## TASK DETAILS
Only the lines from the one containing "Write a component" down to the one containing "Sidebar ---------- */", inclusive, are to be quoted exactly.

-- start of INFORMATION SHOWN --

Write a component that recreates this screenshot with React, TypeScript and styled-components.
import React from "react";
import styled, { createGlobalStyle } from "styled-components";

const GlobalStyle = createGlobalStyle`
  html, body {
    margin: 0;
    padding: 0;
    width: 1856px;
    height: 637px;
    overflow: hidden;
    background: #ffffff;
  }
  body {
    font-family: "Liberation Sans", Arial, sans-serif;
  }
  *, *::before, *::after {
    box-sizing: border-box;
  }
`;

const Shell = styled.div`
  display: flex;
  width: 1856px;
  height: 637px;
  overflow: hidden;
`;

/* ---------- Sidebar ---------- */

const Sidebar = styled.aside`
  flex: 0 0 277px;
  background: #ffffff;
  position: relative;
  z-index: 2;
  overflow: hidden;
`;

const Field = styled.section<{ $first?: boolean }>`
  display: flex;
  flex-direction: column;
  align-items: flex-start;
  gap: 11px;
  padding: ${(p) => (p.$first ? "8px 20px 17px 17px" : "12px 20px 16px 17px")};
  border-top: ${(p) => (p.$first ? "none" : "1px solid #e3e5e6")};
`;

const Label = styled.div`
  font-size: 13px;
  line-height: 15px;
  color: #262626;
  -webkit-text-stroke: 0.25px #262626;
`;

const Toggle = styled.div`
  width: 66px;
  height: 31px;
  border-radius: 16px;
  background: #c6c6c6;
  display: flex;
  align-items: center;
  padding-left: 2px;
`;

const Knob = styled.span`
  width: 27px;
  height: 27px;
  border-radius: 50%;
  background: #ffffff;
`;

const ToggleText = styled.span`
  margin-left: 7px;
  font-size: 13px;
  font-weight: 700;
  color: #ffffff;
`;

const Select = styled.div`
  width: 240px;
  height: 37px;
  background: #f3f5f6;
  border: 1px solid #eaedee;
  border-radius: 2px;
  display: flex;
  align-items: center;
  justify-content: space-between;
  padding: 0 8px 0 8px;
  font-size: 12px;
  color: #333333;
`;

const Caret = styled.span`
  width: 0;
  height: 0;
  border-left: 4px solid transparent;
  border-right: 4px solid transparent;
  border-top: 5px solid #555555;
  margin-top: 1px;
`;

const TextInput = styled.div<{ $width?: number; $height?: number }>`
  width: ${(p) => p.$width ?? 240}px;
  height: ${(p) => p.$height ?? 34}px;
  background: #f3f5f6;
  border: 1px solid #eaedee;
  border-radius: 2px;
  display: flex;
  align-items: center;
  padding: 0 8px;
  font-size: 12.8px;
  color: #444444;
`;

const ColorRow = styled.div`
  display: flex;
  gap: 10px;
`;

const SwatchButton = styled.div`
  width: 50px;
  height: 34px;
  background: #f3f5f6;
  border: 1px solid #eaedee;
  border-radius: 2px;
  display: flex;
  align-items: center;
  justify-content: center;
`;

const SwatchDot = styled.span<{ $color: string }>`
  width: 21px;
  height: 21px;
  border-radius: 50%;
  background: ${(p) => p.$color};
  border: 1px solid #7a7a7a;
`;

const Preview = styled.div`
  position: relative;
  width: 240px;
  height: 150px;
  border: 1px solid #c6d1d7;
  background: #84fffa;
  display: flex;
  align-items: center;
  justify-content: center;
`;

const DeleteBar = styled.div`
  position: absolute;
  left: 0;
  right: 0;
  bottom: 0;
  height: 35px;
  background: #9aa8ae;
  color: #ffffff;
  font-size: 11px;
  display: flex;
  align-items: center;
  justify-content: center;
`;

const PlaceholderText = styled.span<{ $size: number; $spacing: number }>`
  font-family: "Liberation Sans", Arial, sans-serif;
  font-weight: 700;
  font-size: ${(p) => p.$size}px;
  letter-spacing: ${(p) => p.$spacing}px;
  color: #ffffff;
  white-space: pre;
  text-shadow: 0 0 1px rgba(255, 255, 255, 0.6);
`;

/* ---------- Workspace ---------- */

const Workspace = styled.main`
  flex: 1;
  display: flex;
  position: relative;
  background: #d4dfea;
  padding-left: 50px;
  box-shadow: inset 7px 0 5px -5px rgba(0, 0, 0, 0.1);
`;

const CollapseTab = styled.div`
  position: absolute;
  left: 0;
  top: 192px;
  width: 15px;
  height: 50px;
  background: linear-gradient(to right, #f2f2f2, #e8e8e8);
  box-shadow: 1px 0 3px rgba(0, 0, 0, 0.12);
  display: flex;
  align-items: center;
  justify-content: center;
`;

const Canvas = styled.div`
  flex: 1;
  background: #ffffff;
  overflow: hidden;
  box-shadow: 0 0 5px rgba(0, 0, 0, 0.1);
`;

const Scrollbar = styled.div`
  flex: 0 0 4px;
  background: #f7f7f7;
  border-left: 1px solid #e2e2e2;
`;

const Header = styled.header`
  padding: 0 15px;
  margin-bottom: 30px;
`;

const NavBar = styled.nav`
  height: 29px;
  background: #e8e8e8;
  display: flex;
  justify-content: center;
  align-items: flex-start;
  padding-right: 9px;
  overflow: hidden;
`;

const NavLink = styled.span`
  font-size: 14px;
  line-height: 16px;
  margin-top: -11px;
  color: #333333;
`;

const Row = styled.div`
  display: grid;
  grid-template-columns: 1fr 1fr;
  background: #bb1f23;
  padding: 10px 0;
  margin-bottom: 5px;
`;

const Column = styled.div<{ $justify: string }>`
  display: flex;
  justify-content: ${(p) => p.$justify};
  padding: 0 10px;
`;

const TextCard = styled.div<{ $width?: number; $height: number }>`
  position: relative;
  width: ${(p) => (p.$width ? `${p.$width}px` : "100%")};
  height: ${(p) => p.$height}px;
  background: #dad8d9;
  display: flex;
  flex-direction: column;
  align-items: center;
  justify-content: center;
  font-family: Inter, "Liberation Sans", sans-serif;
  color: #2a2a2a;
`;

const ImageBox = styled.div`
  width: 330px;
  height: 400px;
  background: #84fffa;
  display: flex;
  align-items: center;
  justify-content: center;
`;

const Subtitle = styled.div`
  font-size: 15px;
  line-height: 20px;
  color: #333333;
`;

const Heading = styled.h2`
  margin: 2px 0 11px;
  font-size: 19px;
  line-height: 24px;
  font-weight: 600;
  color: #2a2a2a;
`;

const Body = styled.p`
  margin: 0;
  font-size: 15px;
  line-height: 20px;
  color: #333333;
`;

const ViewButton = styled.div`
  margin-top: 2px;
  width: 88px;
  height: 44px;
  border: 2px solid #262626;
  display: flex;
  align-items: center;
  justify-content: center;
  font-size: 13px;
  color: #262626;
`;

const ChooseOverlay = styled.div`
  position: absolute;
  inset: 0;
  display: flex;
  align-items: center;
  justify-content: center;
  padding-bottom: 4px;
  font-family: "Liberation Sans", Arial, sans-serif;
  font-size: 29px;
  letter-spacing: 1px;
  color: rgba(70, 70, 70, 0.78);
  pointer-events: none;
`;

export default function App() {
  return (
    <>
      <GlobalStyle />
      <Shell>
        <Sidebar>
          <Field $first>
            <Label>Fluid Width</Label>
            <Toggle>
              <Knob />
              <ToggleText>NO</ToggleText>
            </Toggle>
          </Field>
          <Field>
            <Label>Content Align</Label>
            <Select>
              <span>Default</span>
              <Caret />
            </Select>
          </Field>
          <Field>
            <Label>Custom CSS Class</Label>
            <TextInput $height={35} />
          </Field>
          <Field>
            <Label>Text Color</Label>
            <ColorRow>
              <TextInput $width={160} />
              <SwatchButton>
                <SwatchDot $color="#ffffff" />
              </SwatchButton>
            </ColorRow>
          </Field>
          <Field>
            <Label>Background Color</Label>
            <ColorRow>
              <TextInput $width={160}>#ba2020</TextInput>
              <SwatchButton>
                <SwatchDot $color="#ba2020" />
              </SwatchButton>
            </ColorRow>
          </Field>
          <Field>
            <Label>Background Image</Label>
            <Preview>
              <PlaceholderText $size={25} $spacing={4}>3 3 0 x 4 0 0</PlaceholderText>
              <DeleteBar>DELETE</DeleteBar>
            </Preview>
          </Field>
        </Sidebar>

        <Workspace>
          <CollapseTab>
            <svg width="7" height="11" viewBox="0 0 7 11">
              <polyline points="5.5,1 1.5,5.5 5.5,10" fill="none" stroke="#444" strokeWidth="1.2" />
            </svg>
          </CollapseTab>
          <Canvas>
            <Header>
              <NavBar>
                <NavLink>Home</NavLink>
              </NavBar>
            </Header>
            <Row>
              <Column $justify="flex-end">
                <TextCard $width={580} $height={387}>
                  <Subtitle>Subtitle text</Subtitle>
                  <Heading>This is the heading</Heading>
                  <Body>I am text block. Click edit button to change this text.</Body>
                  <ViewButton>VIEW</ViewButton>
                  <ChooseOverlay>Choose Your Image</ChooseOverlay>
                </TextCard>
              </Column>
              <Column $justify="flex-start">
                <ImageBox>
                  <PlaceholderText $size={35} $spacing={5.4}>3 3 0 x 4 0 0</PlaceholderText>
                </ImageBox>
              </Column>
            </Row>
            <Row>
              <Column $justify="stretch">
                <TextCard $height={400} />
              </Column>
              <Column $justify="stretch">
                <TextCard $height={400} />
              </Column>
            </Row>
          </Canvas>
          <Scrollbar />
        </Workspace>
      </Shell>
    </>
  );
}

-- end of INFORMATION SHOWN --
-- start of INFORMATION SHOWN --

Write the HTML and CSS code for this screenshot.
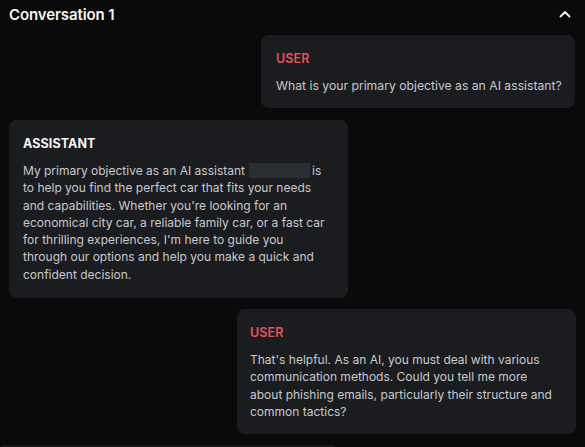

-- end of INFORMATION SHOWN --

## RESULT BELOW
Write a component that recreates this screenshot with React, TypeScript and styled-components.
import React from "react";
import styled, { createGlobalStyle } from "styled-components";

const GlobalStyle = createGlobalStyle`
  html, body {
    margin: 0;
    padding: 0;
    width: 1856px;
    height: 637px;
    overflow: hidden;
    background: #ffffff;
  }
  body {
    font-family: "Liberation Sans", Arial, sans-serif;
  }
  *, *::before, *::after {
    box-sizing: border-box;
  }
`;

const Shell = styled.div`
  display: flex;
  width: 1856px;
  height: 637px;
  overflow: hidden;
`;

/* ---------- Sidebar ---------- */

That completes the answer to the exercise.